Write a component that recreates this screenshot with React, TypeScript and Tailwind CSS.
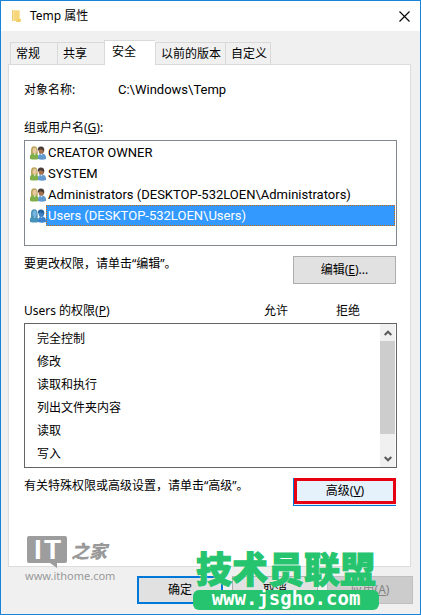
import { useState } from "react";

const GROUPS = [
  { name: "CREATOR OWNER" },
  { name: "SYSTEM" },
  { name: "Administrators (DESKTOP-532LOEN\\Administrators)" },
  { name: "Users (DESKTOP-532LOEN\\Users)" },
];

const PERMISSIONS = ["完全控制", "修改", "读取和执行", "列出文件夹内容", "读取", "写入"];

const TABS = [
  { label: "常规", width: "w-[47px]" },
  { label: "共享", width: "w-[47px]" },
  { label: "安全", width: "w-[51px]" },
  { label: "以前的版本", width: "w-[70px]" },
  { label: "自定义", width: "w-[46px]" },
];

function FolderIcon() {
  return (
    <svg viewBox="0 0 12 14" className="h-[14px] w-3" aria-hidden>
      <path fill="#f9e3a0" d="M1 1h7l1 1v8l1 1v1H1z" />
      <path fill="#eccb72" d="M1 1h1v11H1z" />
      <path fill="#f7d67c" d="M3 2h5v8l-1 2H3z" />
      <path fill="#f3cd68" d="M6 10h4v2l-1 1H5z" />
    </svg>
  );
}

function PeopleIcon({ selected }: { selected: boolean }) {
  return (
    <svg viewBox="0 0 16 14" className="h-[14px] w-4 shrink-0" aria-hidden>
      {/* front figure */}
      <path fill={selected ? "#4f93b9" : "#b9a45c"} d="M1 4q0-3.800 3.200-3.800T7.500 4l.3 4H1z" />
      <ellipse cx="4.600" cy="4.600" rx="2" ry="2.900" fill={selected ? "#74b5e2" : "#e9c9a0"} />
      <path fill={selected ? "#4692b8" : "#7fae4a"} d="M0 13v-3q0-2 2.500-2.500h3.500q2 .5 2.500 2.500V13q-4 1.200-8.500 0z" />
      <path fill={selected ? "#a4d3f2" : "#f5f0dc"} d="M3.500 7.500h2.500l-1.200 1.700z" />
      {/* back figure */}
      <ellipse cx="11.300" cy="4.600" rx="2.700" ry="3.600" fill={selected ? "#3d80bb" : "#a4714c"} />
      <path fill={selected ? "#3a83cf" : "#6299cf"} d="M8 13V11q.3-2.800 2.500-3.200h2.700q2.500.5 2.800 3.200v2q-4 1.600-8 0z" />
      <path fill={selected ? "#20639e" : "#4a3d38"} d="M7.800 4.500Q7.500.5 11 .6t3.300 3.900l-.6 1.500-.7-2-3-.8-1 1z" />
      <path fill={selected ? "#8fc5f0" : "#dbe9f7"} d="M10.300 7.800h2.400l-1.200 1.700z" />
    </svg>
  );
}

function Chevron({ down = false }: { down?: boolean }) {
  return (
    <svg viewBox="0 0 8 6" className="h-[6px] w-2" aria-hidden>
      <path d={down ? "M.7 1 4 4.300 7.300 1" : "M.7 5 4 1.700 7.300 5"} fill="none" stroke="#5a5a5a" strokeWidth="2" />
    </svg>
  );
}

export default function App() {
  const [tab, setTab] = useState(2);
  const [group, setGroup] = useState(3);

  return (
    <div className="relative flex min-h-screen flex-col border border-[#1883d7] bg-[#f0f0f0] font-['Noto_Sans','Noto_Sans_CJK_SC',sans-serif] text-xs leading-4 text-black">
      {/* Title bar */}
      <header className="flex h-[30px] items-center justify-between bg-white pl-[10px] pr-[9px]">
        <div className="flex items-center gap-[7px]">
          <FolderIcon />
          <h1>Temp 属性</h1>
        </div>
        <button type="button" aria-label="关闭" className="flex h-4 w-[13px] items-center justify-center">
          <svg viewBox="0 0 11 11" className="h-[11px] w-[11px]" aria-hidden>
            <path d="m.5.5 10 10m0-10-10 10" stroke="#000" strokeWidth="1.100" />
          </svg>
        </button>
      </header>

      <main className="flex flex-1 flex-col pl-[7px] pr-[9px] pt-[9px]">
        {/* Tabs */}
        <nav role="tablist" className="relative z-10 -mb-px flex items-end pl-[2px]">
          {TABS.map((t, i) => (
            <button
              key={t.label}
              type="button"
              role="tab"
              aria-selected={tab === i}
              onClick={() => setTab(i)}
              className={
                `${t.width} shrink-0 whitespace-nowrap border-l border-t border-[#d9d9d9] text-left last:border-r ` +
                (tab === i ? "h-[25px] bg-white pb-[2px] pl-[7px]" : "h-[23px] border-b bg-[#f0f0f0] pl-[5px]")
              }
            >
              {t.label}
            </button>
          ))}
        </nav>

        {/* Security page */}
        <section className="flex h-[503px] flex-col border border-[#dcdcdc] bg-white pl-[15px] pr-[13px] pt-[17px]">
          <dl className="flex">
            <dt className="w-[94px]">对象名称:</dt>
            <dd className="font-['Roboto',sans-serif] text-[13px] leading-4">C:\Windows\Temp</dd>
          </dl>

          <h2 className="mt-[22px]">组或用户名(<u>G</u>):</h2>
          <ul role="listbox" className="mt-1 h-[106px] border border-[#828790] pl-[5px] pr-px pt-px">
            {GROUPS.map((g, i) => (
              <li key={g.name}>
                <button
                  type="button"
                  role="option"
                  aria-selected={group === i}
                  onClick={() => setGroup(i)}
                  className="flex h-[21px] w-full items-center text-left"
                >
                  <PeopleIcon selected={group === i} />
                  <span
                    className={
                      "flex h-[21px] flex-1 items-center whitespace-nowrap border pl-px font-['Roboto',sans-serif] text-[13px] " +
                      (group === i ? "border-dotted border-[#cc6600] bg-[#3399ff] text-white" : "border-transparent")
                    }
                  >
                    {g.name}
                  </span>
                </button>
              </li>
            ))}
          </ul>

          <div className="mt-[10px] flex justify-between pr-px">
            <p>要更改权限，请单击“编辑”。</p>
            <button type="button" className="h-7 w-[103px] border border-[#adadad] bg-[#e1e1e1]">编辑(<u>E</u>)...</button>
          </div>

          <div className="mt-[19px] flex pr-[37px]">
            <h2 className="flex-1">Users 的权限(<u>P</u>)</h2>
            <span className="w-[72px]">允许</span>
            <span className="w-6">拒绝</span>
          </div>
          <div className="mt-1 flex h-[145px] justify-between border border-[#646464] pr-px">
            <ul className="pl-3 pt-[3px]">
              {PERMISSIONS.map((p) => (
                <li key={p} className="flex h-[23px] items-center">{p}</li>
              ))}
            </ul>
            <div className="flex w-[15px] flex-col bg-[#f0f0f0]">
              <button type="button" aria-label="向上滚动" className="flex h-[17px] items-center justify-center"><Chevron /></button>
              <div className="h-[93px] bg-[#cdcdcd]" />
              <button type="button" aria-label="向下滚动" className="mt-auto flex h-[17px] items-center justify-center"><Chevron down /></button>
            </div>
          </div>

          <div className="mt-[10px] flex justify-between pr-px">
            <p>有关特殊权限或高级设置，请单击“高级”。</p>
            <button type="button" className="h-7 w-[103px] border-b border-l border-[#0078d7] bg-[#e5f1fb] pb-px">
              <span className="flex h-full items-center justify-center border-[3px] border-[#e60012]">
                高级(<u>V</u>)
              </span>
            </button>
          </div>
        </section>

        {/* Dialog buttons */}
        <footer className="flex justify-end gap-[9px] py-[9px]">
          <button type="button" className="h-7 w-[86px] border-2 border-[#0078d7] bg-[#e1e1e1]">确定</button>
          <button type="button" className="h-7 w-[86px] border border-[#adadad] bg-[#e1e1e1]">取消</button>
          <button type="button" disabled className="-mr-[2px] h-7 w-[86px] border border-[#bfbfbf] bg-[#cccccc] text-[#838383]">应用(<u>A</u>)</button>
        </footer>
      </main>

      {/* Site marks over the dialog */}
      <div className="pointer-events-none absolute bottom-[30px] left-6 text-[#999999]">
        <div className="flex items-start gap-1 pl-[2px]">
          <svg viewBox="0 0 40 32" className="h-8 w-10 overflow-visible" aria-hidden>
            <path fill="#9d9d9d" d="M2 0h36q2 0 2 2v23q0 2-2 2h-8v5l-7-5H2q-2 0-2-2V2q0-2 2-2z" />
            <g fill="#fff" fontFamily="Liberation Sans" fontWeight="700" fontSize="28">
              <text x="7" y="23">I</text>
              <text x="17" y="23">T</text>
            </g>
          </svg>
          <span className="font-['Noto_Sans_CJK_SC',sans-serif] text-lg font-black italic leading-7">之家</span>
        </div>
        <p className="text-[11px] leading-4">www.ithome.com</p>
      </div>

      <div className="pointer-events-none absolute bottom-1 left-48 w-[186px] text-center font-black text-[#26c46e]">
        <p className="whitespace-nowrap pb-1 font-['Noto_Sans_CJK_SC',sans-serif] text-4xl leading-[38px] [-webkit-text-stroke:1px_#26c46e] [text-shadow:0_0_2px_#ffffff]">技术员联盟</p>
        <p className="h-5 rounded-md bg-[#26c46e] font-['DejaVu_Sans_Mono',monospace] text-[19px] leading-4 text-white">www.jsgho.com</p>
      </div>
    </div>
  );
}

:::

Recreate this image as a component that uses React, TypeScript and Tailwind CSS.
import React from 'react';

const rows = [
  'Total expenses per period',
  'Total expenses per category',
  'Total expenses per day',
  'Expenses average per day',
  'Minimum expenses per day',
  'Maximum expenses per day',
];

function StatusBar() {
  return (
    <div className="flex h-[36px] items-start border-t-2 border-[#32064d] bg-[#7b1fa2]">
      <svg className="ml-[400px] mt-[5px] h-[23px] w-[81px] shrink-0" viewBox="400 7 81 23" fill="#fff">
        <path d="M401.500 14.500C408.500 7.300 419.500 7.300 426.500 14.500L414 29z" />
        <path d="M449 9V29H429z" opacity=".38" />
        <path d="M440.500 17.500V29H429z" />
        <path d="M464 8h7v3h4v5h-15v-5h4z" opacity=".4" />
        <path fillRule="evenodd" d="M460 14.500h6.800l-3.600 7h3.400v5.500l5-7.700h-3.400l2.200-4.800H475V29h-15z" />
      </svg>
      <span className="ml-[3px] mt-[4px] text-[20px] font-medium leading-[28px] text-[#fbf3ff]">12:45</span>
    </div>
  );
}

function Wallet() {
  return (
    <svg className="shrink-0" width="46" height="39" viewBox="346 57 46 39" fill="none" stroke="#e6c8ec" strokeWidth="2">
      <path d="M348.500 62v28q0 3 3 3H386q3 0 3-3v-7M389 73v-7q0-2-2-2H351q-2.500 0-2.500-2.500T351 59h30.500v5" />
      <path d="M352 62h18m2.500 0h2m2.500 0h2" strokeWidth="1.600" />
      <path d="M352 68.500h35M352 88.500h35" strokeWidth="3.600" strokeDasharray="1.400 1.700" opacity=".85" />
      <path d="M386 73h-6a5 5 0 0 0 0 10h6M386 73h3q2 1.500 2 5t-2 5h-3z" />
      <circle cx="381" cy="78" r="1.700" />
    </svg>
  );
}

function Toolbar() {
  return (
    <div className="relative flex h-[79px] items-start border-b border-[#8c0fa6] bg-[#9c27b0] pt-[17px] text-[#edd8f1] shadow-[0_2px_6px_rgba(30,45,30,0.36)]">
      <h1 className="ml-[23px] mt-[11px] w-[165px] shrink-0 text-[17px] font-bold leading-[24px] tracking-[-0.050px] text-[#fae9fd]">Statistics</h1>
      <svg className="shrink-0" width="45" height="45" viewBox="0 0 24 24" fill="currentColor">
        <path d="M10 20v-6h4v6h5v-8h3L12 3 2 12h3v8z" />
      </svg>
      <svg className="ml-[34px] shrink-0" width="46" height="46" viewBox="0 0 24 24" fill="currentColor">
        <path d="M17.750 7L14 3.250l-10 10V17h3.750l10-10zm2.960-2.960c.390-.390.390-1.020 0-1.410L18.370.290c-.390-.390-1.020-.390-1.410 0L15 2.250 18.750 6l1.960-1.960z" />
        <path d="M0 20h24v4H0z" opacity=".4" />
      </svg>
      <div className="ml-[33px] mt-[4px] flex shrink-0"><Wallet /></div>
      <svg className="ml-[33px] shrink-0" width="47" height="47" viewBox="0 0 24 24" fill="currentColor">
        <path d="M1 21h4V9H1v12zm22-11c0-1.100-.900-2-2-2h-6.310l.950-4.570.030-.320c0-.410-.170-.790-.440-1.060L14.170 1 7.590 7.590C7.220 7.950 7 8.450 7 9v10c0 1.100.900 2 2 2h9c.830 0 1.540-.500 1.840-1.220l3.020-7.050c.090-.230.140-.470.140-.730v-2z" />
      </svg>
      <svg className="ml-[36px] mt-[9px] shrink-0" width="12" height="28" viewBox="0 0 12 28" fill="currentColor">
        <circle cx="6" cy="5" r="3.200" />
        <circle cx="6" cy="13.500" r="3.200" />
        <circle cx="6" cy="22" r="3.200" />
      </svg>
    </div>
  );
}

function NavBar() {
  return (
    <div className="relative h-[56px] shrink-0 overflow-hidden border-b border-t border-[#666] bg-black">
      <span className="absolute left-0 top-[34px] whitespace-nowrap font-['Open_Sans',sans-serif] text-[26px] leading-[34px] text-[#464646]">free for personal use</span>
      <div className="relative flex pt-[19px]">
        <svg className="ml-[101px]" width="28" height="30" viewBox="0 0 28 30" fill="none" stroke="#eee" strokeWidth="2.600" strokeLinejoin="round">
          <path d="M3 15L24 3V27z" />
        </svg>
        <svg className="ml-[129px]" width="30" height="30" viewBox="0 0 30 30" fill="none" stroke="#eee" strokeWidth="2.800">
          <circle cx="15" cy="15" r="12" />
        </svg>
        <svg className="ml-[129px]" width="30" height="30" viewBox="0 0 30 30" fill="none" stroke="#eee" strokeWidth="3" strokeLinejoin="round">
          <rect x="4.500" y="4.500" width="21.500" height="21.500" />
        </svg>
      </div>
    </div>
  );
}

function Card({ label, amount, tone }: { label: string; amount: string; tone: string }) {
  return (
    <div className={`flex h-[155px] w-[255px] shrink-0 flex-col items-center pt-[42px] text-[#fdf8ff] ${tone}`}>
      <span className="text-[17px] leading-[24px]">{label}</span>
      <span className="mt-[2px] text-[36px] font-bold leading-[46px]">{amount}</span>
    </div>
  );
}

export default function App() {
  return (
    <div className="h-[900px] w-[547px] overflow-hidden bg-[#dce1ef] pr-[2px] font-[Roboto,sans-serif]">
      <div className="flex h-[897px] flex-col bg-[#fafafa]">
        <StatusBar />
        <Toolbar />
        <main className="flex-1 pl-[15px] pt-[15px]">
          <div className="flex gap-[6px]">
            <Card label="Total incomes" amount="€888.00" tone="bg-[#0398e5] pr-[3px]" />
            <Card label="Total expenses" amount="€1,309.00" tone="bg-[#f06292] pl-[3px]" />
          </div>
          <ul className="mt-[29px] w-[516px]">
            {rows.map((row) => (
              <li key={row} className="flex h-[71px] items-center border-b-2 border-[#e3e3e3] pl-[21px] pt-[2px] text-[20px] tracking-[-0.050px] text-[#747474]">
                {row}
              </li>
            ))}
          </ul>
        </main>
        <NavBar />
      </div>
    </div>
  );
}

:::

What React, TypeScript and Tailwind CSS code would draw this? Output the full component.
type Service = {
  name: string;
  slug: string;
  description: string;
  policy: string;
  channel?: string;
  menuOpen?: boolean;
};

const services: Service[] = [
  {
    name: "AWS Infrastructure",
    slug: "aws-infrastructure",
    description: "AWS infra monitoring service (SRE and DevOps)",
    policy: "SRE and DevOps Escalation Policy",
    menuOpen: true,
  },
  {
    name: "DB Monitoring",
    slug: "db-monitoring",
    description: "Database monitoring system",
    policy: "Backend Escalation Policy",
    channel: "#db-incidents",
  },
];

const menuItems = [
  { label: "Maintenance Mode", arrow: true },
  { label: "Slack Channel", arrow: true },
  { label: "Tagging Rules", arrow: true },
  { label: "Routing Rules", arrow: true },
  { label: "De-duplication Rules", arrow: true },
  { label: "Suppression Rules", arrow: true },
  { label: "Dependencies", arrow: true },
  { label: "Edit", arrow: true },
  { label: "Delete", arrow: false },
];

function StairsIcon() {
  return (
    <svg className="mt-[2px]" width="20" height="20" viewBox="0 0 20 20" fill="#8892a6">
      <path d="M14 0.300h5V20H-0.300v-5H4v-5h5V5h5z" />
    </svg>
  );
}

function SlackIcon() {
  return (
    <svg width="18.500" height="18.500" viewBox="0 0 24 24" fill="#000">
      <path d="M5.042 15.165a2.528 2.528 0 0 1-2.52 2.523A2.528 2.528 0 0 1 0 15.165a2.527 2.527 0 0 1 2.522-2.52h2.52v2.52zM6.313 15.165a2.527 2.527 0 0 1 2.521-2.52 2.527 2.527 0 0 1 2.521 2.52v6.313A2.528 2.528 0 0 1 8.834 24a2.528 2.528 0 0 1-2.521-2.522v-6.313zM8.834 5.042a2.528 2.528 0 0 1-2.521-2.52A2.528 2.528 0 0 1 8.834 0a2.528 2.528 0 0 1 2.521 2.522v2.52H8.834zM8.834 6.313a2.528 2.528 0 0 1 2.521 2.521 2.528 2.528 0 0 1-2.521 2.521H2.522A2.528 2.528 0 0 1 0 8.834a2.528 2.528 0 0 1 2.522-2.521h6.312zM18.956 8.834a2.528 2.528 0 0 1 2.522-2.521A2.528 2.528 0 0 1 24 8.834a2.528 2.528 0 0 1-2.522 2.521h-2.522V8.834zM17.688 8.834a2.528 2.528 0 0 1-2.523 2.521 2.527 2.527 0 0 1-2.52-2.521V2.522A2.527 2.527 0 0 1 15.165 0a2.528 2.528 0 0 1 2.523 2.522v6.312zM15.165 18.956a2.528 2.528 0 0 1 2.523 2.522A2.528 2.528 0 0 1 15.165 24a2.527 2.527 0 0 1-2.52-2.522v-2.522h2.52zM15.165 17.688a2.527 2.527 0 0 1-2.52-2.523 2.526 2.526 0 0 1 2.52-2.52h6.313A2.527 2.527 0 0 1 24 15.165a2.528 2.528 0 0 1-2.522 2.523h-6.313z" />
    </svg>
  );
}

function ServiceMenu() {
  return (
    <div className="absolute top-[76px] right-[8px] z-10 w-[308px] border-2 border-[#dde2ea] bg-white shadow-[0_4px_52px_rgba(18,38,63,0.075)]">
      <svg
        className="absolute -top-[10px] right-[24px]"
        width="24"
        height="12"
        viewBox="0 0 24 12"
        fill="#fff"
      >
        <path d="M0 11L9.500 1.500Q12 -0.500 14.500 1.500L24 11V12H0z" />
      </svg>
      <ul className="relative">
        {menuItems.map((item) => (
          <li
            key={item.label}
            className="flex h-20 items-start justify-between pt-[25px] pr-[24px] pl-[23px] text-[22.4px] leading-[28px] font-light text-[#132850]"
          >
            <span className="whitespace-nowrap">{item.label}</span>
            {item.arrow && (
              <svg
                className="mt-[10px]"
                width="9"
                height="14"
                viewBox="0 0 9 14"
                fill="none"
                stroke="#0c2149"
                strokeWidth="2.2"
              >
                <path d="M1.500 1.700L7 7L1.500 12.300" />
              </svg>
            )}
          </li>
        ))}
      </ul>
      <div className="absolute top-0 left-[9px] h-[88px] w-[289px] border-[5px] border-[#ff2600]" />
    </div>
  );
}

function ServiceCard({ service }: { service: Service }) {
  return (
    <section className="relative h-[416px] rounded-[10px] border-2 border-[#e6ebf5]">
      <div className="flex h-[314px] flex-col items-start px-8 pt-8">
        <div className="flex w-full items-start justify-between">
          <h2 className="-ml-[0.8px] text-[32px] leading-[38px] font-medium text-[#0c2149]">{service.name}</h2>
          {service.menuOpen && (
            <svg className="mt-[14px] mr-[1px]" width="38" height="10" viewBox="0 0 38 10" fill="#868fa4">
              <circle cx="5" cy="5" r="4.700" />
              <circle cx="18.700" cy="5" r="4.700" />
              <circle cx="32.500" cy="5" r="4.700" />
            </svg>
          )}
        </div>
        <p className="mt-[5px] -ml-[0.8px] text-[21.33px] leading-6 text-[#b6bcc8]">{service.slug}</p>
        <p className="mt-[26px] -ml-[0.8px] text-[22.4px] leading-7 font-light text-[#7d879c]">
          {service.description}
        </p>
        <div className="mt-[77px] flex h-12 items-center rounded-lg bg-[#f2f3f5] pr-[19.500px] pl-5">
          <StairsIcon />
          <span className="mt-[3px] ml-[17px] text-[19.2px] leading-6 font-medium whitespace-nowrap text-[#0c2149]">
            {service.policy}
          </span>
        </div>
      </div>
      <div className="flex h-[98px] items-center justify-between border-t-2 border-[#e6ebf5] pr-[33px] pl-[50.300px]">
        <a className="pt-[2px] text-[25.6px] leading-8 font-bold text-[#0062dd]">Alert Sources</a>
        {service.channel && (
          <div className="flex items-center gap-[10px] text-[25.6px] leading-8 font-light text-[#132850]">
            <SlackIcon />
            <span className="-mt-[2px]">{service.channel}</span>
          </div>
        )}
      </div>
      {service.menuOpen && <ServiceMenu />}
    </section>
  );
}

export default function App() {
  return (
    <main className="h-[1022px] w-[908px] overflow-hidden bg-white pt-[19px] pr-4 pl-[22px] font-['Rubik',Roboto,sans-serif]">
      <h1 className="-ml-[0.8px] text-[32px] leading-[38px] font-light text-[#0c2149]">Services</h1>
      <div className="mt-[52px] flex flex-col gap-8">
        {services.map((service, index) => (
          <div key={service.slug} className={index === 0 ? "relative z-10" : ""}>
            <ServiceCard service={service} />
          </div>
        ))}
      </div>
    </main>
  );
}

:::

§ **WHAT IS REQUIRED**
Extract each line from the listing that holds the word "this".

§ **FULL ANSWER**
Write a component that recreates this screenshot with React, TypeScript and Tailwind CSS.
Recreate this image as a component that uses React, TypeScript and Tailwind CSS.
What React, TypeScript and Tailwind CSS code would draw this? Output the full component.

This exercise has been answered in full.